[PATCH 2/3] PCI: ARM: add support for virtual PCI host controller

Will Deacon will.deacon at arm.com
Fri Feb 7 06:46:07 EST 2014


Hi Arnd, Jason,

First of all, thanks for the really helpful feedback. I'll take it on-board
for v2.

On Wed, Feb 05, 2014 at 08:26:17PM +0000, Arnd Bergmann wrote:
> On Wednesday 05 February 2014 19:09:47 Will Deacon wrote:
> > On Tue, Feb 04, 2014 at 07:13:49PM +0000, Arnd Bergmann wrote:
> > > This should really compute an io_offset.
> > > 
> > > > +	if (resource_type(&pci->mem))
> > > > +		pci_add_resource(&sys->resources, &pci->mem);
> > > 
> > > and also a mem_offset, which is something different.
> > 
> > As somebody new to PCI, I'm afraid you've lost me here. Are you referring to
> > using pci_add_resource_offset instead, then removing my restriction on
> > having a single resource from the parsing code?
> 
> I mean pci_add_resource_offset, but I don't understand what the
> restriction is that you are talking about. To elaborate on the offsets,
> the common case is that the PCI memory space is the same as the
> host physical address space for both MMIO and DMA, while you have
> only one PCI host with a single I/O space range from port 0 to 65536.
> 
> If you mandate that, your code is actually correct and you do not
> require an io_offset or mem_offset.

Right, so that's what I've currently been relying on. If I mandate that,
will I be making this driver significantly less useful?
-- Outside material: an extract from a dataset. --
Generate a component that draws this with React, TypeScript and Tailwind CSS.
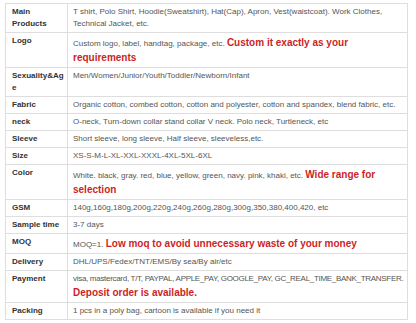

> In practice, there can be various ways that a system requires something
> more complex:
> 
> * You can have a memory space range that puts PCI bus address zero
>   at the start of the pci->mem resource. In this case, you have
>   mem_offset = pci->mem.start. We should probably try not to do
>   this, but there is existing hardware doing it.

If it's not the common case, then the generic driver might not need to care
(at least, initially).

> * You might have multiple sections of the PCI bus space mapped
>   into CPU physical space. If you want to support legacy VGA
>   console, you probably want to map the first 16MB of the bus
>   space at an arbitrary location (with the mem_offset as above),
>   plus a second, larger section of the bus space with an identity
>   mapping (mem_offset_= 0) for all devices other than VGA.
>   You'd also need to copy some VGA specific code from arm32 to
>   arm64 to actually make this work.

Again, I'd rather cross that bridge (no pun intended) when we decide we want
legacy VGA.

> * If you have two PCI host bridges and each of them comes with
>   its own I/O space range starting between 0x0-0xffff, you have
>   to map one of them into logical I/O space address 0x10000-0x1ffff
>   and set io_offset = 0x10000 for that bus.

Right, this sounds a lot more plausible from the perspective of a generic
driver. Since the current code only allows exactly one I/O space region, we
avoid the issue but I can remove that restriction (that I mentioned earlier)
and offset the region based on the bridge.

> > > This shows once more that the range parser code is suboptimal. So far
> > > every single driver got the I/O space wrong here, because the obvious
> > > way to write this function is also completely wrong.
> > 
> > I see you mentioned to Liviu that you should register a logical resource,
> > rather than physical resource returned from the parser. It seems odd that
> > I/O space appears to work with this code as-is (I've tested it on arm using
> > kvmtool by removing the memory bars).
> 
> what do you see in /proc/ioports and /proc/iomem then?

bash-4.2# cat /proc/ioports
00006200-000065ff : virtio-pci
00006600-000069ff : virtio-pci
00006a00-00006dff : virtio-pci
00006e00-000071ff : virtio-pci

bash-4.2# cat /proc/iomem
40000000-40ffffff : /pci
41000400-410005ff : virtio-pci
41000c00-41000dff : virtio-pci
41001400-410015ff : virtio-pci
41001c00-41001dff : virtio-pci
80000000-93ffffff : System RAM
  80008000-8053df0b : Kernel code
  80570000-805c07fb : Kernel data

> > > What you get out of "of_pci_range_to_resource(&range, np, &pci->io)"
> > > is not the resource you want to pass into pci_add_resource()
> > > later.
> > 
> > Do I need to open-code the resource translation from phys -> logical?
> 
> I think we should have some common infrastructure that lets you
> get this right more easily.

Okey doke, is anybody working on that? (I see the follow up from Jason, but
it's not clear whether that's going to be merged).